(What to do)
Copy the listing below in full and skip every picture.

(Records for the exercise)
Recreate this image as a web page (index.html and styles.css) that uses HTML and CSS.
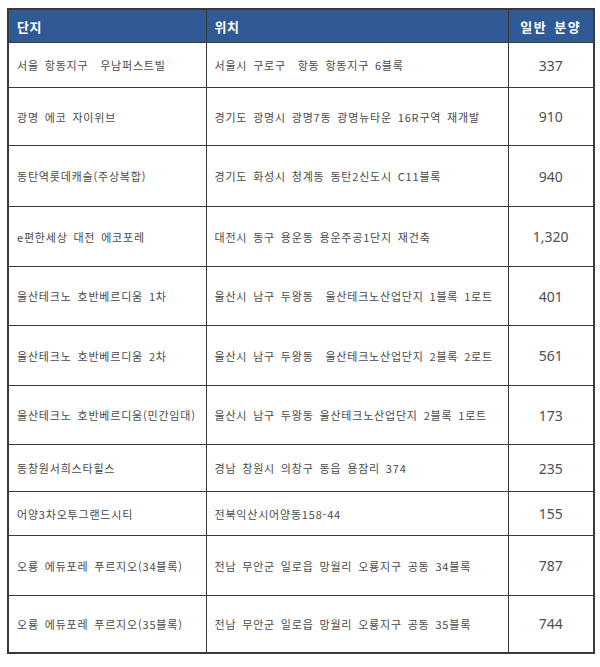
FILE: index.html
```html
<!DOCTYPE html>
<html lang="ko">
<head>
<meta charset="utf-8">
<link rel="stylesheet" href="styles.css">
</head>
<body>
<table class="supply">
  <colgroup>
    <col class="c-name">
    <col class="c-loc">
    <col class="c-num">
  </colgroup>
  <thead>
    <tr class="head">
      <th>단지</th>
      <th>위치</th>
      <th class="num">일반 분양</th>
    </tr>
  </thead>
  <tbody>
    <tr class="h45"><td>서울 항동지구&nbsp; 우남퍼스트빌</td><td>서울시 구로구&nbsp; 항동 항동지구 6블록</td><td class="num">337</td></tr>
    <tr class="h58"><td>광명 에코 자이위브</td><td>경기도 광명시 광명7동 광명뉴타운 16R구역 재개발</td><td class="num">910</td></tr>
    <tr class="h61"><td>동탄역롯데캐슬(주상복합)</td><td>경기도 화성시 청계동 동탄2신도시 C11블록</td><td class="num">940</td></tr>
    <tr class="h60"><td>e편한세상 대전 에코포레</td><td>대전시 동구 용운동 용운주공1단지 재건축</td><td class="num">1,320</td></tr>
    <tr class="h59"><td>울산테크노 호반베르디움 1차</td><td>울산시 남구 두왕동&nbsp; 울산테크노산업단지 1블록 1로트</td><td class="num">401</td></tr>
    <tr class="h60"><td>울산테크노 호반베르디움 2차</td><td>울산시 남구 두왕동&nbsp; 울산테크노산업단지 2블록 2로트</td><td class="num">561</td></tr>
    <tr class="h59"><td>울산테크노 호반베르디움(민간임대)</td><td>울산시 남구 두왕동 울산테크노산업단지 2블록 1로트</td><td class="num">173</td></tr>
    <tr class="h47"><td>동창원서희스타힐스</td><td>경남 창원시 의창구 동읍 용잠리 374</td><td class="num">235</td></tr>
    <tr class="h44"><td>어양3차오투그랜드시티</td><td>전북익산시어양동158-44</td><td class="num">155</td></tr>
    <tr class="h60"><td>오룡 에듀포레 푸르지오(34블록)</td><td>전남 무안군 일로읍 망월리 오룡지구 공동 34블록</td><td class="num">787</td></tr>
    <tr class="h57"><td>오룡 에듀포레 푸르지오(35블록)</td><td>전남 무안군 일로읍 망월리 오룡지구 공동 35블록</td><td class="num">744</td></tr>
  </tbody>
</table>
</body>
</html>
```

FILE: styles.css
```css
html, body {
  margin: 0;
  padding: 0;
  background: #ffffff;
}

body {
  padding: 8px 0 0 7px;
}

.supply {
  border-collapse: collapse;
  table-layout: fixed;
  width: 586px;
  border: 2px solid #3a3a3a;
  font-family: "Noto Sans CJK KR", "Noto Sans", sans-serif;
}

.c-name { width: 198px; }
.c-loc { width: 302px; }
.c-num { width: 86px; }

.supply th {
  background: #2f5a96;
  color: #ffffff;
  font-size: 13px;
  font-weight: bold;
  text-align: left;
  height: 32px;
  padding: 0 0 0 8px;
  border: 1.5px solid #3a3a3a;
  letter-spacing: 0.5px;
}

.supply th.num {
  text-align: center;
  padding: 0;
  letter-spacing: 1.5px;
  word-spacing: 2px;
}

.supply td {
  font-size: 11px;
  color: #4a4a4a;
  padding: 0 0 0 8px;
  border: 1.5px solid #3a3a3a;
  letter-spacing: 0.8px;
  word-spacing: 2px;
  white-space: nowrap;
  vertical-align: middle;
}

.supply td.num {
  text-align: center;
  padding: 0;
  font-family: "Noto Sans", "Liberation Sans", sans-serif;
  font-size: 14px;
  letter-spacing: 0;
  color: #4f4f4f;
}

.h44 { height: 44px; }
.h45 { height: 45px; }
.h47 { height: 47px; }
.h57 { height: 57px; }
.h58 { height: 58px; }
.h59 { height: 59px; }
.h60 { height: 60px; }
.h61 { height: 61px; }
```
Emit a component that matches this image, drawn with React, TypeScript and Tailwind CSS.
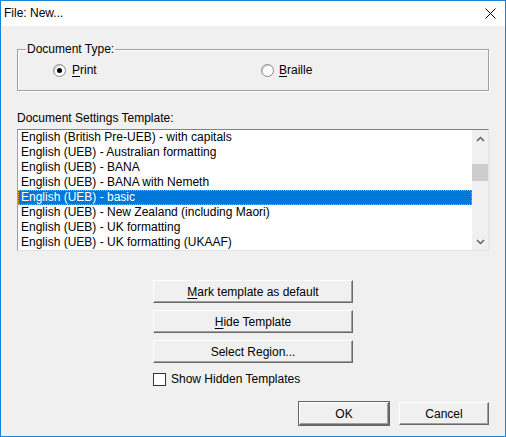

(Answer below)
Recreate this image as a web page (index.html and styles.css) that uses HTML and CSS.
FILE: index.html
```html
<!DOCTYPE html>
<html lang="ko">
<head>
<meta charset="utf-8">
<link rel="stylesheet" href="styles.css">
</head>
<body>
<table class="supply">
  <colgroup>
    <col class="c-name">
    <col class="c-loc">
    <col class="c-num">
  </colgroup>
  <thead>
    <tr class="head">
      <th>단지</th>
      <th>위치</th>
      <th class="num">일반 분양</th>
    </tr>
  </thead>
  <tbody>
    <tr class="h45"><td>서울 항동지구&nbsp; 우남퍼스트빌</td><td>서울시 구로구&nbsp; 항동 항동지구 6블록</td><td class="num">337</td></tr>
    <tr class="h58"><td>광명 에코 자이위브</td><td>경기도 광명시 광명7동 광명뉴타운 16R구역 재개발</td><td class="num">910</td></tr>
    <tr class="h61"><td>동탄역롯데캐슬(주상복합)</td><td>경기도 화성시 청계동 동탄2신도시 C11블록</td><td class="num">940</td></tr>
    <tr class="h60"><td>e편한세상 대전 에코포레</td><td>대전시 동구 용운동 용운주공1단지 재건축</td><td class="num">1,320</td></tr>
    <tr class="h59"><td>울산테크노 호반베르디움 1차</td><td>울산시 남구 두왕동&nbsp; 울산테크노산업단지 1블록 1로트</td><td class="num">401</td></tr>
    <tr class="h60"><td>울산테크노 호반베르디움 2차</td><td>울산시 남구 두왕동&nbsp; 울산테크노산업단지 2블록 2로트</td><td class="num">561</td></tr>
    <tr class="h59"><td>울산테크노 호반베르디움(민간임대)</td><td>울산시 남구 두왕동 울산테크노산업단지 2블록 1로트</td><td class="num">173</td></tr>
    <tr class="h47"><td>동창원서희스타힐스</td><td>경남 창원시 의창구 동읍 용잠리 374</td><td class="num">235</td></tr>
    <tr class="h44"><td>어양3차오투그랜드시티</td><td>전북익산시어양동158-44</td><td class="num">155</td></tr>
    <tr class="h60"><td>오룡 에듀포레 푸르지오(34블록)</td><td>전남 무안군 일로읍 망월리 오룡지구 공동 34블록</td><td class="num">787</td></tr>
    <tr class="h57"><td>오룡 에듀포레 푸르지오(35블록)</td><td>전남 무안군 일로읍 망월리 오룡지구 공동 35블록</td><td class="num">744</td></tr>
  </tbody>
</table>
</body>
</html>
```

FILE: styles.css
```css
html, body {
  margin: 0;
  padding: 0;
  background: #ffffff;
}

body {
  padding: 8px 0 0 7px;
}

.supply {
  border-collapse: collapse;
  table-layout: fixed;
  width: 586px;
  border: 2px solid #3a3a3a;
  font-family: "Noto Sans CJK KR", "Noto Sans", sans-serif;
}

.c-name { width: 198px; }
.c-loc { width: 302px; }
.c-num { width: 86px; }

.supply th {
  background: #2f5a96;
  color: #ffffff;
  font-size: 13px;
  font-weight: bold;
  text-align: left;
  height: 32px;
  padding: 0 0 0 8px;
  border: 1.5px solid #3a3a3a;
  letter-spacing: 0.5px;
}

.supply th.num {
  text-align: center;
  padding: 0;
  letter-spacing: 1.5px;
  word-spacing: 2px;
}

.supply td {
  font-size: 11px;
  color: #4a4a4a;
  padding: 0 0 0 8px;
  border: 1.5px solid #3a3a3a;
  letter-spacing: 0.8px;
  word-spacing: 2px;
  white-space: nowrap;
  vertical-align: middle;
}

.supply td.num {
  text-align: center;
  padding: 0;
  font-family: "Noto Sans", "Liberation Sans", sans-serif;
  font-size: 14px;
  letter-spacing: 0;
  color: #4f4f4f;
}

.h44 { height: 44px; }
.h45 { height: 45px; }
.h47 { height: 47px; }
.h57 { height: 57px; }
.h58 { height: 58px; }
.h59 { height: 59px; }
.h60 { height: 60px; }
.h61 { height: 61px; }
```
Emit a component that matches this image, drawn with React, TypeScript and Tailwind CSS.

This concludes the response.